Tom and I were left reeling from this devastating news. If I was worried about having Tiernan ‘prematurely’ at 36 weeks, imagine how I felt now that I would be having a 31-weeker. A timely visit from some paediatricians answered some of our questions: they told us that babies born at 31 weeks have a 98-99% chance of survival; some babies born this early have learning difficulties, and/or hearing and vision impairments, but not many; that the biggest risk after the birth is infection; that our baby may or may not be able to breathe independently; and that the baby would need to stay in the Neonatal Intensive Care Unit until some time around the due-date. It made us feel a little better, but it was a lot to take in.

Then we got another visit from the obstetrician, who told us that, as the NICU at our hospital was currently full, I would have to be transferred to Westmead that night, where my case would be reviewed by whichever doctor took me on. I hoped against hope that they would decide not to go ahead.

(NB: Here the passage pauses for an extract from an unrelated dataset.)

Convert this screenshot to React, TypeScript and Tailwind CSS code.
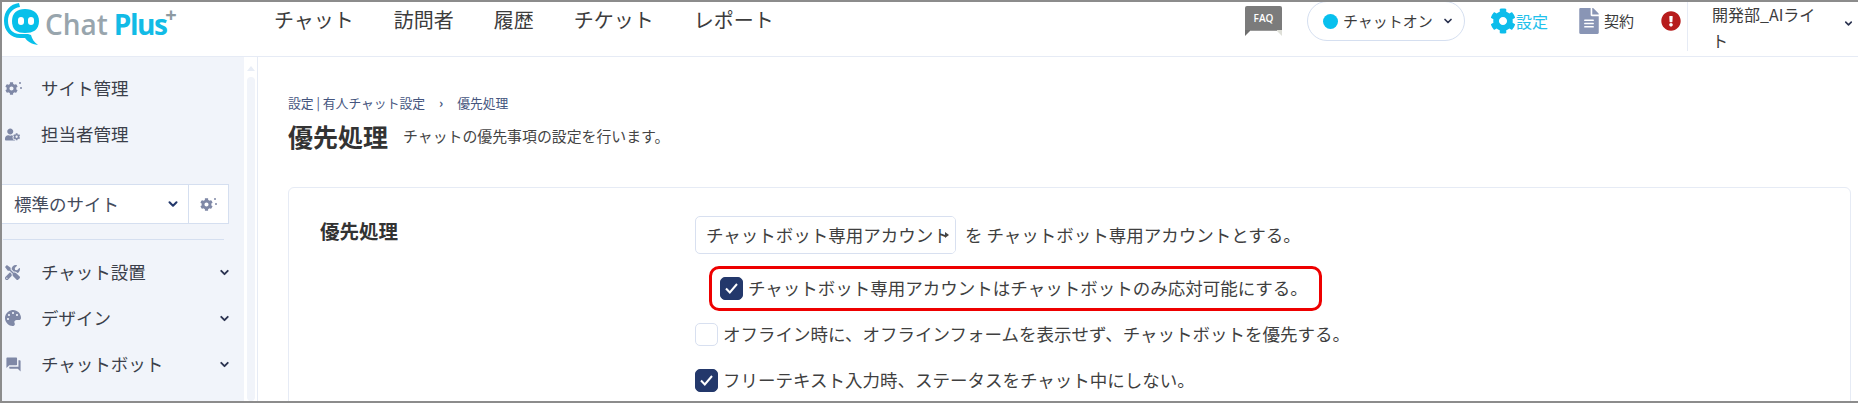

Then ensued the ridiculousness that is being transferred! I had to pack up my things, and then be wheeled out to an ambulance on a stretcher. It was so humiliating. The worst part was that I didn’t even feel the slightest bit unwell! I could have driven myself to Westmead with no problems, and here I was, being treated like an invalid. Actually, that was the part that stung the most about my baby being born so early – I couldn’t get over how well I felt. Run-down, yes. Stressed, yes. Tired, yes. But seriously ill? No way. I just wanted to go home, rest up, and have this baby in a few more weeks.

We finally got to Westmead at around 9pm (Tom drove and met me there). We were seen by my new doctor. She decided to do more bloods, but also booked me in for induction first thing in the morning. I held on to a glimmer of hope that the medication I was on may have kicked in by now, and they would call the whole thing off in the morning.

I was taken to the antenatal ward. Tom stayed with me for a while. We didn’t bother writing a birth plan, this time. We knew how it would go. There were no words to say. Eventually, he went home to get a few hours sleep before returning in the morning, and I went to bed feeling like a big failure.